The Sherman tank was noted for its propensity to burn when hit, but the real problem was the lack of armour. The Sherman was kept relatively lightly armoured because American planners knew that more than likely it would have to be shipped overseas, and thicker armour equals a heavier weight and fewer tanks per shipload. Furthermore, American tank doctrine of the Second World War envisaged a mobile role for tanks. Enemy tanks were to be engaged by tank destroyers.

It seems the M1 Abrams may represent an evolutionary dead-end for the U.S. Army. It was designed for the anticipated tank vs tank engagements on a narrow front along the Inner German Border, which actually was historically uncharacteristic of U.S. armoured doctrine. We're looking at a future for the armoured forces the way Himself might have envisioned it.

12 August 2006

What kind of conflict?

One of the facts selected for heavy emphasis in the recent transatlantic air plot was that the alleged plotters were one and all British subjects. Whether the conflict between Britain and al-Qaeda is a war or not is an interesting question, in this context. Of course, siding with the enemy of one's country in war is one of the classic examples of treason, as specified in a longstanding English statute.

In previous conflicts, the British state has had to cope with a similar situation to today, in having a a large pool of potential enemy sympathizers. Perhaps one parallel is the treatment of Oswald Mosley and his fascists in 1939. But perhaps one must look elsewhere for a better parallel. We need an internationally recognized regime, confronted in war by an extra-territorial organization, that is liable to recruit combatants from citizen-sympathizers, who may receive support from an external quasi-military formation: This parallel involves "the trials of 135,000 French people, the internment of 70,000 `enemies of the state', the complicity of the French police and the Milice in suppressing resistance" (quoted from here). It's not really a pretty picture, and is another of the many reasons for ordinary people, who will suffer most on a daily basis, not to enter into war eagerly.

11 August 2006

The New Frontier of War History

Most readers of war books are driven, at least in part, by a desire to know what it was like. How many of these people will stick with books in this Internet Age when you can watch it like any footage on the History Channel? And where will this leave future historians, wanting to find some War Against Terror equivalent of the letters that can make wars like the American Civil War so poignant?

05 August 2006

Propaganda, Old and New

I came across this article, which possessed this amazing quote:
In this decade, these Shiite mullahs...reached across the world to forge close military ties with nuclear-armed Asian states like North Korea and oil-rich enemies to our south like Hugo Chavez’s Venezuela.
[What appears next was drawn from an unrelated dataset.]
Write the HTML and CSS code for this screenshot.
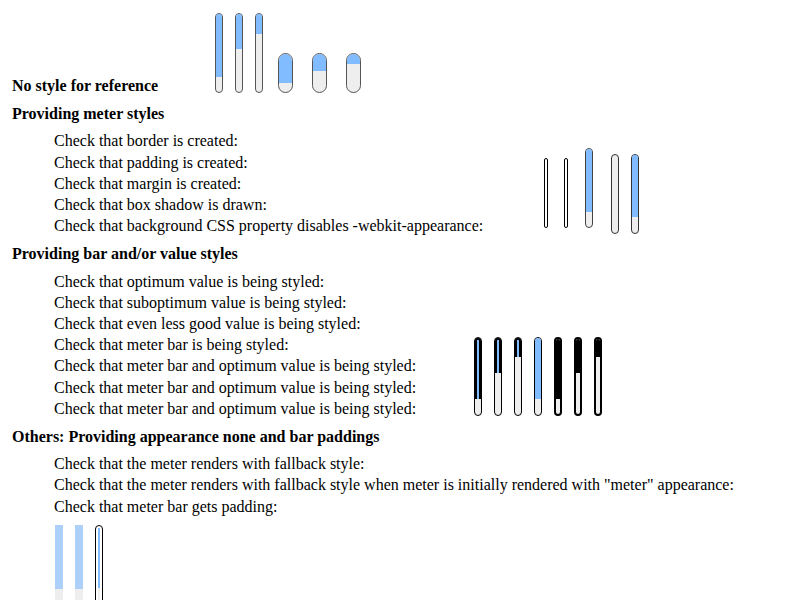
FILE: index.html
```html
<!DOCTYPE html>
<html lang="en">
<head>
  <meta charset="UTF-8" />
  <title>Meter styles</title>
  <link rel="stylesheet" href="styles.css">
</head>
<body>

  <div class="row top">
    <b class="label">No style for reference</b><span class="meters">
      <span class="m"><span class="fill" style="height:63px"></span></span>
      <span class="m"><span class="fill" style="height:35px"></span></span>
      <span class="m gap"><span class="fill" style="height:20px"></span></span>
      <span class="m short"><span class="fill" style="height:29px"></span></span>
      <span class="m short"><span class="fill" style="height:17px"></span></span>
      <span class="m short"><span class="fill" style="height:10px"></span></span>
    </span>
  </div>

  <h3 class="title">Providing meter styles</h3>
  <div class="row">
    <div class="list wide">
      <div>Check that border is created:</div>
      <div>Check that padding is created:</div>
      <div>Check that margin is created:</div>
      <div>Check that box shadow is drawn:</div>
      <div>Check that background CSS property disables -webkit-appearance:</div>
    </div><span class="meters">
      <span class="m thin"></span>
      <span class="m thin second"></span>
      <span class="m raised"><span class="fill" style="height:63px"></span></span>
      <span class="m sunk"></span>
      <span class="m sunk last"><span class="fill" style="height:62px"></span></span>
    </span>
  </div>

  <h3 class="title">Providing bar and/or value styles</h3>
  <div class="row">
    <div class="list narrow">
      <div>Check that optimum value is being styled:</div>
      <div>Check that suboptimum value is being styled:</div>
      <div>Check that even less good value is being styled:</div>
      <div>Check that meter bar is being styled:</div>
      <div>Check that meter bar and optimum value is being styled:</div>
      <div>Check that meter bar and optimum value is being styled:</div>
      <div>Check that meter bar and optimum value is being styled:</div>
    </div><span class="meters">
      <span class="m dark"><span class="fill stripe" style="height:61px"></span></span>
      <span class="m dark"><span class="fill stripe" style="height:35px"></span></span>
      <span class="m dark"><span class="fill stripe" style="height:19px"></span></span>
      <span class="m dark"><span class="fill" style="height:61px"></span></span>
      <span class="m dark heavy"><span class="fill black" style="height:60px"></span></span>
      <span class="m dark heavy"><span class="fill black" style="height:34px"></span></span>
      <span class="m dark heavy"><span class="fill black" style="height:18px"></span></span>
    </span>
  </div>

  <h3 class="title">Others: Providing appearance none and bar paddings</h3>
  <div class="list">
    <div>Check that the meter renders with fallback style:</div>
    <div>Check that the meter renders with fallback style when meter is initially rendered with "meter" appearance:</div>
    <div>Check that meter bar gets padding:</div>
  </div>
  <div class="row bottom">
    <span class="meters">
      <span class="m plain"><span class="fill" style="height:64px"></span></span>
      <span class="m plain"><span class="fill" style="height:64px"></span></span>
      <span class="m padded"><span class="track"><span class="fill" style="height:60px"></span></span></span>
    </span>
  </div>

</body>
</html>
```

FILE: styles.css
```css
* {
  box-sizing: border-box;
}
html {
  overflow-y: scroll;
}
body {
  font-family: "Liberation Serif", "Times New Roman", serif;
  font-size: 16px;
  line-height: 21.2px;
  margin: 0;
  padding: 13px 12px 12px;
  color: #000;
  background: #fff;
}
.row {
  font-size: 0;
  line-height: 0;
}
.label {
  display: inline-block;
  width: 203px;
  font-size: 16px;
  line-height: 21.2px;
}
.title {
  font-size: 16px;
  margin: 7px 0 6px;
}
.list {
  display: inline-block;
  margin-left: 42px;
  font-size: 16px;
  line-height: 21.2px;
  white-space: nowrap;
}
.list.wide {
  width: 490px;
}
.list.narrow {
  width: 420px;
}
.meters {
  display: inline-block;
  font-size: 0;
  line-height: 0;
}

/* meter */
.m {
  display: inline-block;
  vertical-align: -2px;
  width: 8px;
  height: 80px;
  margin-right: 12px;
  border: 1px solid #555;
  border-radius: 4px;
  background: #eee;
  overflow: hidden;
}
.fill {
  display: block;
  background: #80bcff;
}
.m.gap {
  margin-right: 15px;
}
.m.short {
  width: 15px;
  height: 40px;
  border-radius: 8px;
  margin-right: 19px;
}

/* meter styles */
.m.thin {
  width: 4px;
  height: 70px;
  border-color: #000;
  border-radius: 2px;
  background: #fff;
  vertical-align: 3px;
  margin-right: 16px;
}
.m.thin.second {
  margin-right: 17px;
}
.m.raised {
  vertical-align: 3px;
  border-color: #444;
  margin-right: 18px;
}
.m.sunk {
  vertical-align: -3px;
  border-color: #333;
}
.m.sunk.last {
  margin-right: 0;
}

/* bar and value styles */
.m.dark {
  height: 79px;
  border-color: #000;
}
.fill.stripe {
  border: 2px solid #000;
  border-bottom: 0;
}
.m.heavy {
  border-width: 2px;
}
.fill.black {
  background: #000;
}

/* fallback and padding */
.row.bottom {
  margin-top: 8px;
  padding-left: 43px;
}
.m.plain {
  border: 0;
  border-radius: 0;
}
.m.plain .fill {
  background: #acd0fa;
}
.m.padded {
  border-color: #000;
  background: #fff;
  padding: 2px;
}
.track {
  display: block;
  height: 100%;
  background: #eee;
}
```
The clause after the ellipsis is at the end of a laundry list of hostile acts directed by Iran against the United States, dating back to 1979. Apart from its paranoid association of natural rivals al-Qaeda and the Shia clergy, this linking of Hugo Chavez with Islamic militants as "close military allies" beggars belief. In some quarters of the United States' media, a kind of wartime paranoia has taken hold, and material like this can be dismissed entirely as propaganda, as opposed to the reasoned analysis it purports to be.
The shrill tones of this kind of propaganda do shame to an art that at its best achieves an understated elegance. While President Chavez has certainly made no secret of wanting closer commercial ties with Iran, that's not the same thing as Ms Lerner asserts. Chavez and the current American administration are locked in a cold war of words, and people would do well to remember that wars, hot or cold, are known to make strange bedfellows.